**SUPPLIED RECORDS:**
================
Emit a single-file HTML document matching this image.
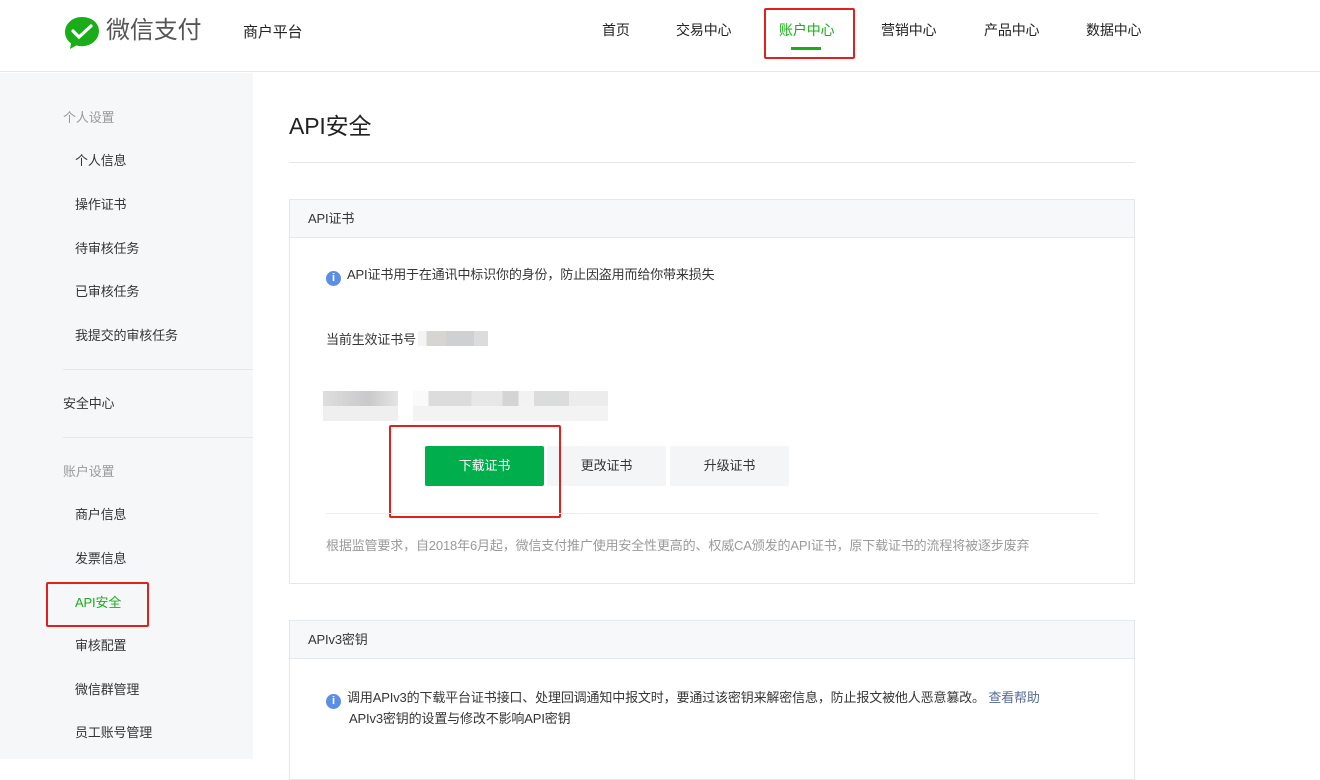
<!DOCTYPE html>
<html><head><meta charset="utf-8"><style>
*{margin:0;padding:0;box-sizing:border-box}
body{width:1320px;height:759px;overflow:hidden;background:#fff;font-family:"Liberation Sans","Noto Sans CJK SC",sans-serif;font-size:13px;line-height:1.2;color:#353535;position:relative;letter-spacing:-0.15px}
.abs{position:absolute}
.hdr{position:absolute;left:0;top:0;width:1320px;height:72px;border-bottom:1px solid #e7e7eb;background:#fff}
.nav{position:absolute;top:22px;font-size:14px;color:#222}
.side{position:absolute;left:0;top:73px;width:253px;height:686px;background:#f6f7f9}
.si{position:absolute;font-size:13px;color:#353535}
.sg{position:absolute;font-size:13px;color:#9a9a9a}
.box{position:absolute;left:289px;border:1px solid #e4e8eb;background:#fff}
.bh{height:38px;background:#f6f8f9;border-bottom:1px solid #e4e8eb;padding:11px 18px;font-size:13px}
.info{display:inline-block;width:15px;height:15px;border-radius:50%;background:#5b8ee6;color:#fff;font-size:11px;text-align:center;line-height:15px;font-weight:bold;vertical-align:-2px;margin-right:6px}
.btn{position:absolute;top:446px;height:40px;width:119px;font-size:13px;text-align:center;line-height:40px;border-radius:2px}
.red{position:absolute;border:2px solid #e0211d;border-radius:2px}
.blur{position:absolute;height:15px}
</style></head><body>
<div class="hdr">
 <svg class="abs" style="left:64px;top:16px" width="36" height="34" viewBox="0 0 36 34"><path d="M18 1C8.6 1 1 7.7 1 16c0 4.6 2.4 8.7 6 11.4L6 33l6.5-3.6c1.7.5 3.6.8 5.5.8 9.4 0 17-6.9 17-15.2S27.4 1 18 1z" fill="#1aad19"/><path d="M9 15l6 6 12-11" stroke="#fff" stroke-width="3.2" fill="none" stroke-linecap="round"/></svg>
 <div class="abs" style="left:106px;top:17px;font-size:24px;color:#555">微信支付</div>
 <div class="abs" style="left:243px;top:24px;font-size:15px;color:#222">商户平台</div>
 <div class="nav" style="left:602px">首页</div>
 <div class="nav" style="left:676px">交易中心</div>
 <div class="nav" style="left:779px;color:#1aad19">账户中心</div>
 <div class="abs" style="left:791px;top:47px;width:30px;height:3px;background:#1aad19"></div>
 <div class="red" style="left:764px;top:8px;width:91px;height:51px"></div>
 <div class="nav" style="left:881px">营销中心</div>
 <div class="nav" style="left:984px">产品中心</div>
 <div class="nav" style="left:1086px">数据中心</div>
</div>
<div class="side">
 <div class="sg" style="left:63px;top:37px">个人设置</div>
 <div class="si" style="left:75px;top:80px">个人信息</div>
 <div class="si" style="left:75px;top:124px">操作证书</div>
 <div class="si" style="left:75px;top:168px">待审核任务</div>
 <div class="si" style="left:75px;top:211px">已审核任务</div>
 <div class="si" style="left:75px;top:255px">我提交的审核任务</div>
 <div class="abs" style="left:63px;top:296px;width:190px;height:1px;background:#e4e8eb"></div>
 <div class="si" style="left:63px;top:323px">安全中心</div>
 <div class="abs" style="left:63px;top:364px;width:190px;height:1px;background:#e4e8eb"></div>
 <div class="sg" style="left:63px;top:391px">账户设置</div>
 <div class="si" style="left:75px;top:434px">商户信息</div>
 <div class="si" style="left:75px;top:478px">发票信息</div>
 <div class="si" style="left:75px;top:522px;color:#1aad19">API安全</div>
 <div class="red" style="left:46px;top:509px;width:103px;height:45px"></div>
 <div class="si" style="left:75px;top:565px">审核配置</div>
 <div class="si" style="left:75px;top:609px">微信群管理</div>
 <div class="si" style="left:75px;top:652px">员工账号管理</div>
</div>
<div class="abs" style="left:289px;top:113px;font-size:23px;color:#222">API安全</div>
<div class="abs" style="left:289px;top:162px;width:846px;height:1px;background:#e4e8eb"></div>
<div class="box" style="top:199px;width:846px;height:385px">
 <div class="bh">API证书</div>
</div>
<div class="abs" style="left:326px;top:267px"><span class="info">i</span>API证书用于在通讯中标识你的身份，防止因盗用而给你带来损失</div>
<div class="abs" style="left:326px;top:332px">当前生效证书号</div>
<div class="blur" style="left:418px;top:331px;width:70px;background:linear-gradient(90deg,#f4f4f4 0 12%,#d6d5d2 12% 40%,#cfd0d2 40% 80%,#dcdcdf 80%)"></div>
<div class="blur" style="left:323px;top:391px;width:75px;background:linear-gradient(90deg,#dedede,#c9c9cb 60%,#e4e4e4)"></div>
<div class="blur" style="left:323px;top:406px;width:75px;background:#efefef"></div>
<div class="blur" style="left:413px;top:391px;width:195px;background:linear-gradient(90deg,#fafafa 0 8%,#dcdcdc 8% 30%,#e7e7e7 30% 46%,#d4d4d4 46% 54%,#f2f2f2 54% 62%,#dbdcdc 62% 80%,#ececec 80%)"></div>
<div class="blur" style="left:413px;top:406px;width:195px;background:#f3f3f3"></div>
<div class="btn" style="left:425px;background:#00ae4c;color:#fff">下载证书</div>
<div class="btn" style="left:547px;background:#f4f5f7;color:#353535">更改证书</div>
<div class="btn" style="left:670px;background:#f4f5f7;color:#353535">升级证书</div>
<div class="red" style="left:389px;top:425px;width:172px;height:93px"></div>
<div class="abs" style="left:326px;top:513px;width:772px;height:1px;background:#eceef0"></div>
<div class="abs" style="left:326px;top:538px;color:#9a9a9a">根据监管要求，自2018年6月起，微信支付推广使用安全性更高的、权威CA颁发的API证书，原下载证书的流程将被逐步废弃</div>
<div class="box" style="top:620px;width:846px;height:160px">
 <div class="bh">APIv3密钥</div>
</div>
<div class="abs" style="left:326px;top:688px;line-height:20px"><span class="info">i</span>调用APIv3的下载平台证书接口、处理回调通知中报文时，要通过该密钥来解密信息，防止报文被他人恶意篡改。 <span style="color:#576b95">查看帮助</span><br><span style="padding-left:23px">APIv3密钥的设置与修改不影响API密钥</span></div>
</body></html>
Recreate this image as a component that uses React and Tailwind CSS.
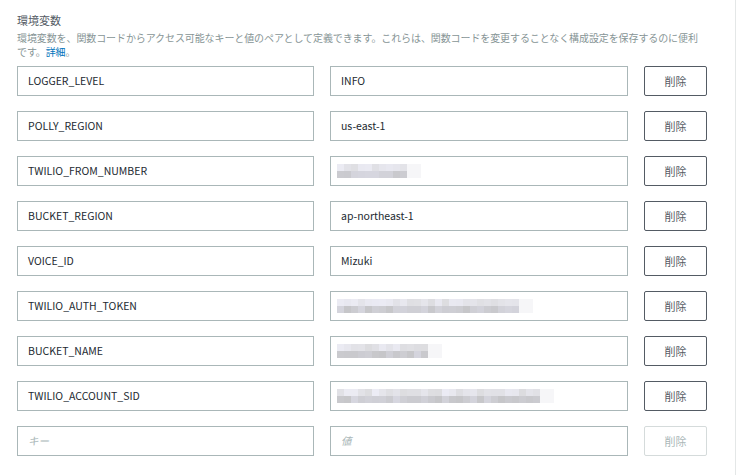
================
**EXERCISE DETAILS:**
Look through the entries above for the word "this". Copy every line where it shows up.

**REPLY TO THE EXERCISE:**
Emit a single-file HTML document matching this image.
Recreate this image as a component that uses React and Tailwind CSS.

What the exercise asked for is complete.